This article was originally published in The Notebook. In August 2020, The Notebook became Chalkbeat Philadelphia.
On August 25, just days before the start of the coming school year, the School Reform Commission will vote on a resolution to close the 116-year-old George W. Childs School building in South Philadelphia and move the 605 students, from pre-K to 8th grade, into nearby Barratt Middle School for the fall.
The plan – and the late notice to parents – prompted protests from the Childs community, but District officials say there are no other viable options. They maintain that the Childs building is unsafe and would be too expensive to repair or replace. Except for Barratt, there is no nearby place to relocate, they say.

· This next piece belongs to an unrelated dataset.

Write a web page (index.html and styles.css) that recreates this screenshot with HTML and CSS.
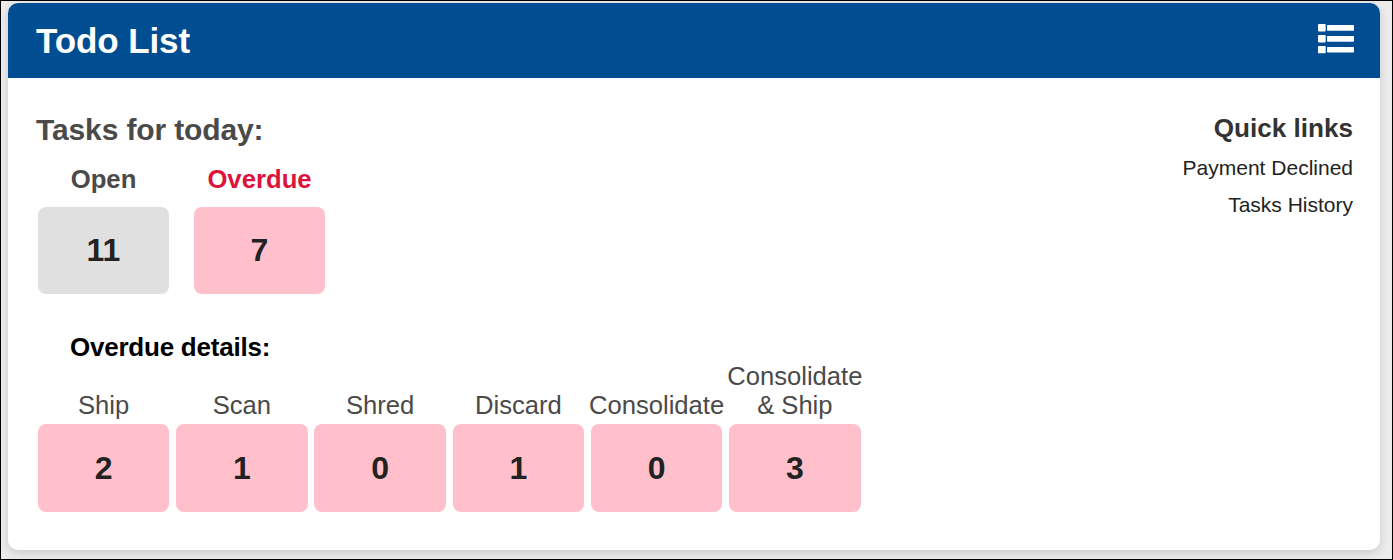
FILE: index.html
```html
<!DOCTYPE html>
<html lang="en">
<head>
  <meta charset="UTF-8">
  <meta name="viewport" content="width=device-width, initial-scale=1.0">
  <title>Todo List</title>
  <link rel="stylesheet" href="styles.css">
</head>
<body>
  <div class="card">
    <div class="card-header">
      <h1>Todo List</h1>
      <svg class="list-icon" xmlns="http://www.w3.org/2000/svg" width="36" height="30" viewBox="0 0 36 30" fill="currentColor">
        <rect x="0" y="0" width="7.7" height="7.4" rx="0.8"/>
        <rect x="9" y="1" width="27" height="5.8" rx="0.8"/>
        <rect x="0" y="11" width="7.7" height="7.4" rx="0.8"/>
        <rect x="9" y="12" width="27" height="5.8" rx="0.8"/>
        <rect x="0" y="22" width="7.7" height="7.2" rx="0.8"/>
        <rect x="9" y="23" width="27" height="5.6" rx="0.8"/>
      </svg>
    </div>

    <div class="card-body">
      <div class="tasks">
        <h2>Tasks for today:</h2>
        <div class="summary">
          <div class="summary-item">
            <span class="summary-label">Open</span>
            <a class="count open">11</a>
          </div>
          <div class="summary-item">
            <span class="summary-label overdue">Overdue</span>
            <a class="count">7</a>
          </div>
        </div>

        <h3>Overdue details:</h3>
        <div class="details">
          <div class="detail-item"><span>Ship</span><a class="count">2</a></div>
          <div class="detail-item"><span>Scan</span><a class="count">1</a></div>
          <div class="detail-item"><span>Shred</span><a class="count">0</a></div>
          <div class="detail-item"><span>Discard</span><a class="count">1</a></div>
          <div class="detail-item"><span>Consolidate</span><a class="count">0</a></div>
          <div class="detail-item"><span>Consolidate<br>&amp; Ship</span><a class="count">3</a></div>
        </div>
      </div>

      <div class="quick-links">
        <h4>Quick links</h4>
        <a>Payment Declined</a>
        <a>Tasks History</a>
      </div>
    </div>
  </div>
</body>
</html>
```
FILE: styles.css
```css
* {
  box-sizing: border-box;
}

body {
  font-family: "Liberation Sans", Arial, sans-serif;
  background-color: #ececec;
  color: #4a4a4a;
  margin: 0;
  height: 560px;
  padding: 2px 12px 9px 7px;
  border: 1px solid #000;
  overflow: hidden;
}

h1, h2, h3, h4 {
  margin: 0;
  font-weight: bold;
}

.card {
  height: 547px;
  background-color: #fff;
  border-radius: 10px;
  box-shadow: 0 3px 10px rgba(0, 0, 0, 0.15);
  overflow: hidden;
}

.card-header {
  display: flex;
  justify-content: space-between;
  align-items: center;
  height: 75px;
  padding: 0 26px 0 28px;
  background-color: #004d91;
  color: #fff;
}

.card-header h1 {
  font-size: 35px;
  line-height: 40px;
  letter-spacing: -0.1px;
}

.list-icon {
  margin-top: -3px;
}

.card-body {
  display: flex;
  justify-content: space-between;
  padding: 34px 27px 0 28px;
}

h2 {
  font-size: 30px;
  line-height: 36px;
  letter-spacing: -0.13px;
}

.summary {
  display: flex;
  gap: 25px;
  padding: 16px 0 0 2px;
}

.summary-item {
  width: 131px;
  text-align: center;
}

.summary-label {
  display: block;
  font-size: 25.7px;
  font-weight: bold;
  line-height: 30px;
  margin-bottom: 13px;
}

.summary-label.overdue {
  color: #dc143c;
}

.count {
  display: flex;
  justify-content: center;
  align-items: center;
  height: 87px;
  border-radius: 8px;
  background-color: #ffc0cb;
  color: #222;
  font-size: 32px;
  font-weight: bold;
}

.count.open {
  background-color: #e0e0e0;
}

h3 {
  margin: 38px 0 0 34px;
  color: #000;
  font-size: 26px;
  line-height: 30px;
  letter-spacing: -0.23px;
}

.details {
  display: flex;
  align-items: flex-end;
  gap: 6.9px;
  padding-left: 2px;
}

.detail-item {
  width: 131.35px;
}

.detail-item span {
  display: flex;
  justify-content: center;
  margin: 0 -5px 4px;
  font-size: 25.6px;
  line-height: 29px;
  text-align: center;
}

.detail-item .count {
  height: 88px;
}

.quick-links {
  display: flex;
  flex-direction: column;
  align-items: flex-end;
  color: #222;
}

.quick-links h4 {
  margin-bottom: 5px;
  color: #333;
  font-size: 26.1px;
  line-height: 32px;
}

.quick-links a {
  font-size: 21px;
  line-height: 37px;
}
```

“Our goal was to keep Childs’ pre-K-8 programs intact,” said Danielle Floyd, deputy chief of staff.
The Barratt building has space to spare because it will be down to 90 8th graders next fall; its feeder schools have all converted to K-8. Another August SRC resolution will authorize the closing of the Barratt educational program in June 2011. That fall, the Childs staff and students will have the building to themselves.
Childs parents have raised concerns about safety, pointing to a history of bullying incidents involving Barratt students. Judy Walston, parent of a Childs 8th grader, said she spent time in the Barratt building on primary election day, and observed that “students were out of control.”
Floyd said that the District is working on a strategy for dealing with safety issues, including building a “cross-school safety team,” a safe corridors program, and “unity block parties” to connect families from the two school communities.
With a facilities master plan promised for the fall, more school closings are on the horizon. State law requires 90 days notice and a hearing of the District’s governing board before a school can be closed.